L'histoire était déjà annoncée dans le chapitre II de la 2ème partie de « l'Etranger » : un homme, en Tchécoslovaquie, voulait retrouver sa mère et sa soeur. Voulant leur faire la surprise, il laisse sa femme dans un hôtel voisin. La mère et la soeur l'accueillent comme un hôte ; il attend le bon moment pour leur dire la vérité, mais la nuit les deux femmes l'assassinent. le lendemain, l'épouse, inquiète, vient prendre des nouvelles de son mari et dévoile son identité ; la mère se pend, la soeur se jette dans un puits. Et Camus-Meursault conclue : « je trouvais que le voyageur l'avait un peu mérité et qu'il ne faut jamais jouer ».
Voilà donc la trame de la pièce. le message que veut faire passer l'auteur à travers ce drame est un peu plus complexe.

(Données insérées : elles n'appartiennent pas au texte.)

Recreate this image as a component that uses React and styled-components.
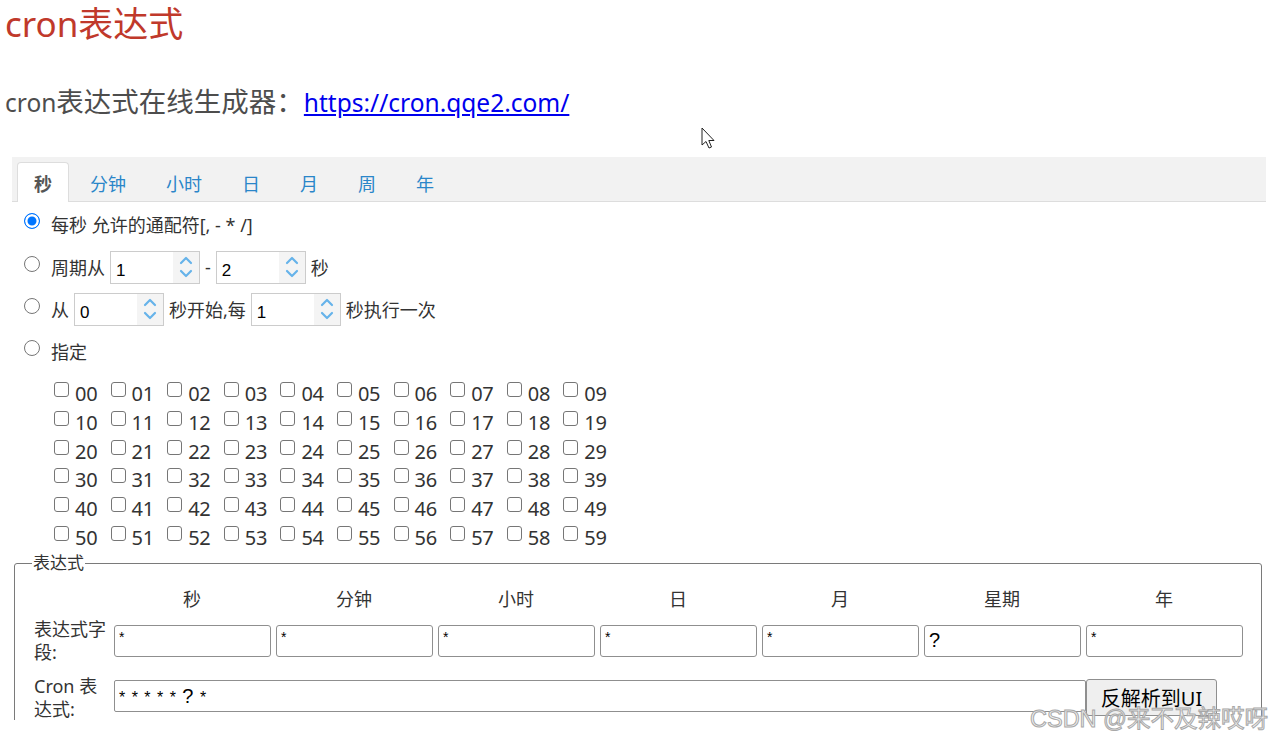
import React from 'react';
import styled, { createGlobalStyle } from 'styled-components';

const GlobalStyle = createGlobalStyle`
    html, body {
        margin: 0;
        padding: 0;
        background: #fff;
    }
    body {
        font-family: "Noto Sans", "Noto Sans CJK SC", sans-serif;
        color: #333;
    }
`;

const Page = styled.div`
    position: relative;
    width: 1274px;
    height: 737px;
    overflow: hidden;
`;

const Clip = styled.div`
    height: 720px;
    overflow: hidden;
`;

const Title = styled.h1`
    margin: 0;
    padding-left: 5px;
    height: 50px;
    line-height: 48px;
    font-size: 35px;
    font-weight: 400;
    color: #c0392b;
`;

const Sub = styled.p`
    margin: 34px 0 0;
    padding-left: 5px;
    height: 36px;
    line-height: 36px;
    font-size: 24.5px;
    color: #4d4d4d;

    span {
        font-size: 27.5px;
    }
    a {
        margin-left: 0;
        color: #0000ee;
        text-decoration: underline;
    }
`;

const Panel = styled.div`
    margin: 37px 0 0 12px;
    width: 1254px;
`;

const TabBar = styled.div`
    display: flex;
    align-items: flex-end;
    height: 45px;
    padding-left: 5px;
    background: #f2f2f2;
    border-bottom: 1px solid #ddd;
    box-sizing: border-box;
`;

const Tab = styled.div`
    height: ${p => (p.$active ? '40px' : '39px')};
    margin-bottom: ${p => (p.$active ? '-1px' : '0')};
    padding: 0 ${p => (p.$active ? '16px' : '19px')};
    margin-right: ${p => (p.$active ? '1px' : '0')};
    line-height: 42px;
    font-size: 18px;
    color: ${p => (p.$active ? '#555' : '#2a86c9')};
    font-weight: ${p => (p.$active ? 700 : 400)};
    background: ${p => (p.$active ? '#fff' : 'transparent')};
    border: ${p => (p.$active ? '1px solid #ddd' : '1px solid transparent')};
    border-bottom: none;
    border-radius: 4px 4px 0 0;
    box-sizing: border-box;
`;

const Options = styled.div`
    padding-left: 12px;
`;

const Row = styled.div`
    display: flex;
    align-items: center;
    height: ${p => p.$h || 42}px;
    font-size: 18px;
    color: #333;
    gap: 5px;
`;

const Radio = styled.span`
    width: 16px;
    height: 16px;
    border-radius: 50%;
    box-sizing: border-box;
    margin: -6px 6px 0 0;
    border: ${p => (p.$checked ? '1px solid #0075ff' : '1px solid #767676')};
    background: ${p => (p.$checked ? '#0075ff' : '#fff')};
    box-shadow: ${p => (p.$checked ? 'inset 0 0 0 2.5px #fff' : 'none')};
    flex: none;
`;

const Spin = styled.div`
    display: flex;
    width: 90px;
    height: 33px;
    border: 1px solid #ccc;
    box-sizing: border-box;
    background: #fff;
`;

const SpinValue = styled.span`
    flex: 1;
    padding: 9px 0 0 5px;
    font-family: "Liberation Sans", Arial, sans-serif;
    font-size: 17px;
    color: #000;
`;

const SpinBtns = styled.span`
    width: 26px;
    background: #f4f4f4;
    display: flex;
    align-items: center;
    justify-content: center;
`;

const Grid = styled.div`
    display: grid;
    grid-template-columns: repeat(10, 56.6px);
    grid-auto-rows: 28.7px;
    margin: 6px 0 0 30px;
`;

const Check = styled.label`
    display: flex;
    align-items: center;
    gap: 6px;
    font-size: 20px;
    color: #333;

    span.box {
        width: 15px;
        height: 15px;
        border: 1px solid #767676;
        border-radius: 3px;
        box-sizing: border-box;
        margin-top: -5px;
    }
    span.num {
        margin-top: 3px;
        letter-spacing: -0.3px;
    }
`;

const Fieldset = styled.fieldset`
    margin: 3px 0 0 14px;
    width: 1248px;
    height: 190px;
    padding: 10px 0 0 19px;
    border: 1.5px solid #7a7a7a;
    border-radius: 3px;
    box-sizing: border-box;

    legend {
        padding: 0 1px;
        margin-left: -2px;
        font-size: 17px;
        color: #333;
        line-height: 20px;
    }
`;

const Table = styled.div`
    display: grid;
    grid-template-columns: 80px repeat(7, 162px);
    grid-template-rows: 30px 56px 58px;
    align-items: center;
    font-size: 18px;
    color: #333;
`;

const Head = styled.div`
    text-align: center;
    padding-right: 6px;
`;

const Label = styled.div`
    line-height: 23px;
    width: 74px;
`;

const Field = styled.div`
    width: 157px;
    height: 32px;
    border: 1px solid #8f8f8f;
    border-radius: 3px;
    box-sizing: border-box;
    padding: 3px 4px 0;
    font-family: "Liberation Sans", Arial, sans-serif;
    font-size: ${p => (p.$big ? 20 : 14)}px;
    color: #000;
`;

const CronRow = styled.div`
    grid-column: 2 / span 7;
    display: flex;
    align-items: flex-start;
`;

const CronInput = styled.div`
    width: 972px;
    height: 32px;
    border: 1px solid #8f8f8f;
    border-radius: 2px;
    box-sizing: border-box;
    padding: 4px 4px 0;
    font-family: "Liberation Sans", Arial, sans-serif;
    font-size: 16px;
    word-spacing: 2px;
    color: #000;

    b {
        font-weight: 400;
        font-size: 20px;
    }
`;

const Button = styled.button`
    width: 131px;
    height: 37px;
    margin-top: -1px;
    background: #efefef;
    border: 1px solid #8f8f8f;
    border-radius: 3px;
    font-family: "Noto Sans", "Noto Sans CJK SC", sans-serif;
    font-size: 20px;
    color: #000;
    padding: 0;
`;

const Watermark = styled.div`
    position: absolute;
    left: 1030px;
    top: 700px;
    font-family: "Liberation Sans", "Noto Sans CJK SC", sans-serif;
    font-size: 23.5px;
    color: rgba(240, 240, 240, 0.85);
    -webkit-text-stroke: 1px #a8a8a8;
`;

const Cursor = styled.svg`
    position: absolute;
    left: 701px;
    top: 127px;
`;

const Chevrons = () => (
    <svg width="16" height="26" viewBox="0 0 16 26">
        <path d="M3 9 L8 4 L13 9" fill="none" stroke="#66b3ea" strokeWidth="2.2" strokeLinecap="round" strokeLinejoin="round" />
        <path d="M3 17 L8 22 L13 17" fill="none" stroke="#66b3ea" strokeWidth="2.2" strokeLinecap="round" strokeLinejoin="round" />
    </svg>
);

const SpinBox = ({ value }) => (
    <Spin>
        <SpinValue>{value}</SpinValue>
        <SpinBtns><Chevrons /></SpinBtns>
    </Spin>
);

const App = () => {
    const tabs = ['秒', '分钟', '小时', '日', '月', '周', '年'];
    const heads = ['秒', '分钟', '小时', '日', '月', '星期', '年'];
    const values = ['*', '*', '*', '*', '*', '?', '*'];
    const nums = Array.from({ length: 60 }, (_, i) => String(i).padStart(2, '0'));

    return (
        <Page>
            <GlobalStyle />
            <Clip>
                <Title>cron表达式</Title>
                <Sub>cron<span>表达式在线生成器：</span><a href="#">https://cron.qqe2.com/</a></Sub>

                <Panel>
                    <TabBar>
                        {tabs.map((t, i) => <Tab key={t} $active={i === 0}>{t}</Tab>)}
                    </TabBar>
                    <Options>
                        <Row $h={44}><Radio $checked />每秒 允许的通配符[, - * /]</Row>
                        <Row>
                            <Radio />周期从<SpinBox value="1" /><span>-</span><SpinBox value="2" />秒
                        </Row>
                        <Row>
                            <Radio />从<SpinBox value="0" />秒开始,每<SpinBox value="1" />秒执行一次
                        </Row>
                        <Row><Radio />指定</Row>
                        <Grid>
                            {nums.map(n => (
                                <Check key={n}><span className="box" /><span className="num">{n}</span></Check>
                            ))}
                        </Grid>
                    </Options>
                </Panel>

                <Fieldset>
                    <legend>表达式</legend>
                    <Table>
                        <div />
                        {heads.map(h => <Head key={h}>{h}</Head>)}
                        <Label>表达式字段:</Label>
                        {values.map((v, i) => <Field key={i} $big={v === '?'}>{v}</Field>)}
                        <Label>Cron 表达式:</Label>
                        <CronRow>
                            <CronInput>* * * * * <b>?</b> *</CronInput>
                            <Button>反解析到UI</Button>
                        </CronRow>
                    </Table>
                </Fieldset>
            </Clip>

            <Cursor width="16" height="26" viewBox="0 0 16 26">
                <path d="M1 1 L1 18 L5 14.5 L8 21 L10.5 20 L7.8 13.5 L13 13.5 Z" fill="#fff" stroke="#222" strokeWidth="1" strokeLinejoin="round" />
            </Cursor>
            <Watermark>CSDN @来不及辣哎呀</Watermark>
        </Page>
    );
};

export default App;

Jan et Maria sont jeunes beaux, riches, heureux et amoureux. de passage dans son village natal, Jan décide de rendre visite à sa mère et à sa soeur qui tiennent une auberge. Il se fait inscrire sans décliner sa véritable identité. Mais la mère et Martha, la soeur, l'assassinent pendant la nuit. Maria, involontairement, leur dévoile la vérité.

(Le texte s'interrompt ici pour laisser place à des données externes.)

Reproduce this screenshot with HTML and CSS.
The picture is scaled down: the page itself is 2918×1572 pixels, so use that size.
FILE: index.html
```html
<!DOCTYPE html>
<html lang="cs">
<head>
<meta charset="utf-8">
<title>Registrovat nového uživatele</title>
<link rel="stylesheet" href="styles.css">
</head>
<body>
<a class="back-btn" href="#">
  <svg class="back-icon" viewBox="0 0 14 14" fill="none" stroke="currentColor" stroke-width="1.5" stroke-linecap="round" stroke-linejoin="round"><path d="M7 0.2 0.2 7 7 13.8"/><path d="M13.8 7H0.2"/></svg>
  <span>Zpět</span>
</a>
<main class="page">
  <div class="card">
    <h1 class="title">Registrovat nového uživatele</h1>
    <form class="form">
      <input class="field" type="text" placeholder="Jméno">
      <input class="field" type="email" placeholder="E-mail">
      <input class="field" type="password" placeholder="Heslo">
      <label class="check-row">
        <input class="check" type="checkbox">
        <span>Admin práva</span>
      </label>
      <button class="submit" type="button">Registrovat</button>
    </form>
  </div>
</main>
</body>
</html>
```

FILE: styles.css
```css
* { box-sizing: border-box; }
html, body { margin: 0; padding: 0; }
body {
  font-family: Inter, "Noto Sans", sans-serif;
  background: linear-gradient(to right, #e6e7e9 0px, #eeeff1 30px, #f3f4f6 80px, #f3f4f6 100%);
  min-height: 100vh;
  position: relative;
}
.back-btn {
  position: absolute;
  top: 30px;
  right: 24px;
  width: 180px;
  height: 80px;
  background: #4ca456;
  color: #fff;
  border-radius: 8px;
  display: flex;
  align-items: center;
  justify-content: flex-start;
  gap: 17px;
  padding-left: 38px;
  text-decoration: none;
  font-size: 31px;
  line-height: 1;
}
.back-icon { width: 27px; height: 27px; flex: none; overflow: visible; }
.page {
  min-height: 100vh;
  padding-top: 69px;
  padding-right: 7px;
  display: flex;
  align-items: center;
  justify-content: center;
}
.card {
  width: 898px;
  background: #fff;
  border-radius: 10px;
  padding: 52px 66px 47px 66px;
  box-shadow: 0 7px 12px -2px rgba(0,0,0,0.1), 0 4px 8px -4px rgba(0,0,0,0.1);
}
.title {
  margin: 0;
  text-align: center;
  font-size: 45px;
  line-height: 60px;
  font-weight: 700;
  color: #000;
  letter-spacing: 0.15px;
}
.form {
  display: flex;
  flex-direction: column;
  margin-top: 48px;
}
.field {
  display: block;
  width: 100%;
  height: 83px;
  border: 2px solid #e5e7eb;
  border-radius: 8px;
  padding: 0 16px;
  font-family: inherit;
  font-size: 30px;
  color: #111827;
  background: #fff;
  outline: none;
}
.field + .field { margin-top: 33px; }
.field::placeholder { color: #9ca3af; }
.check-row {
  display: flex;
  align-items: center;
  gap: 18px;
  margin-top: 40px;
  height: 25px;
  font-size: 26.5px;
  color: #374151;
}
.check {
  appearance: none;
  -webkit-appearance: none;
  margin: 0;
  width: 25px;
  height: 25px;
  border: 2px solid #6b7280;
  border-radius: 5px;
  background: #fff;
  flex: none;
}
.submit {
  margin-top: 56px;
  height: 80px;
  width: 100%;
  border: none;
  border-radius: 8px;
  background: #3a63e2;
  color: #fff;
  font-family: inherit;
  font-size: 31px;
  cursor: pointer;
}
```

Le « malentendu », en fait, c'est d'abord le « mal dit » : si Jan avait dit qui il était en entrant dans l'auberge, tout baignerait dans l'huile ! Mais ce n'est qu'un début d'explication, qui n'éclaire que la première partie de la pièce, la mort de Jan. Ce qui est absurde, ce n'est pas la mort de Jan, c'est que la mort soit tombée précisément sur lui. La pauvre Maria qui cherche à comprendre n'arrive pas à trouver des réponses. Mais c'est justement le thème de la pièce : l'absurde se nourrit d'incompréhension et de loupés : incompréhension parce qu'on ne sait pas communiquer, et aussi parce que Jan d'un côté, sa mère et sa soeur de l'autre, sont dans des rôles qui ne sont pas naturels : Jan est un client (alors qu'il devrait être le fils et le frère) Martha et sa mère sont aubergistes (et meurtrières de surcroît) alors qu'elles devraient être mère et soeurs aimantes. Les loupés sont de plusieurs ordres : loupé sentimental : le trop d'amour d'un côté (Jan et Maria) qui entraîne la jalousie et la rancoeur (Maria) ; le manque d'amour maternel (la mère), la frustration (Maria) ; loupé personnel : l'échec de leur vie qui les condamne à tuer pour vivre (si ça ce n'est pas de l'absurde !) et à préparer un voyage fictif pour sortir du trou ; enfin loupé social : les deux femmes vivent en vase clos en totale solitude. L'arrivée de Jan est celle d'un chien dans un de jeu de quilles, elle est encore plus tragique quand son identité est dévoilée…
Le malentendu procède donc de tous ces éléments, et alimente l'absurde. le coup de grâce est assené dans les dernières répliques : Maria, épouvantée par l'ampleur de la tragédie, appelle le Ciel, Dieu, ou qui que ce soit qui, là-haut, peut éventuellement faire quelque chose :
MARIA : « Oui, c'est à vous que je m'en remets. Ayez pitié de moi, tournez-vous vers moi ! Entendez-moi, donnez-moi votre main ! Ayez pitié, Seigneur, de ceux qui s'aiment et qui sont séparés !
La porte s'ouvre et le vieux domestique parait
LE VIEUX : Vous m'avez appelé ?
MARIA : Oh, je ne sais pas ! Mais aidez-moi, car j'ai besoin qu'on m'aide. Ayez pitié et consentez à m'aider !
LE VIEUX : Non ! »
Vertigineux, non ? La seule porte de sortie, la foi, ou à tout le mois l'espérance, est refusée.
« le malentendu » est donc une pièce particulièrement noire : l'absurde bloque toutes les issues. Pour vous le représenter, imaginez le mime Marceau étendant ses mains devant lui sur un mur invisible en cherchant désespérément une ouverture.
Camus ne mettra pas longtemps à comprendre qu'à cet absurde que la vie nous impose, il faudra un correctif efficace : ce sera la révolte.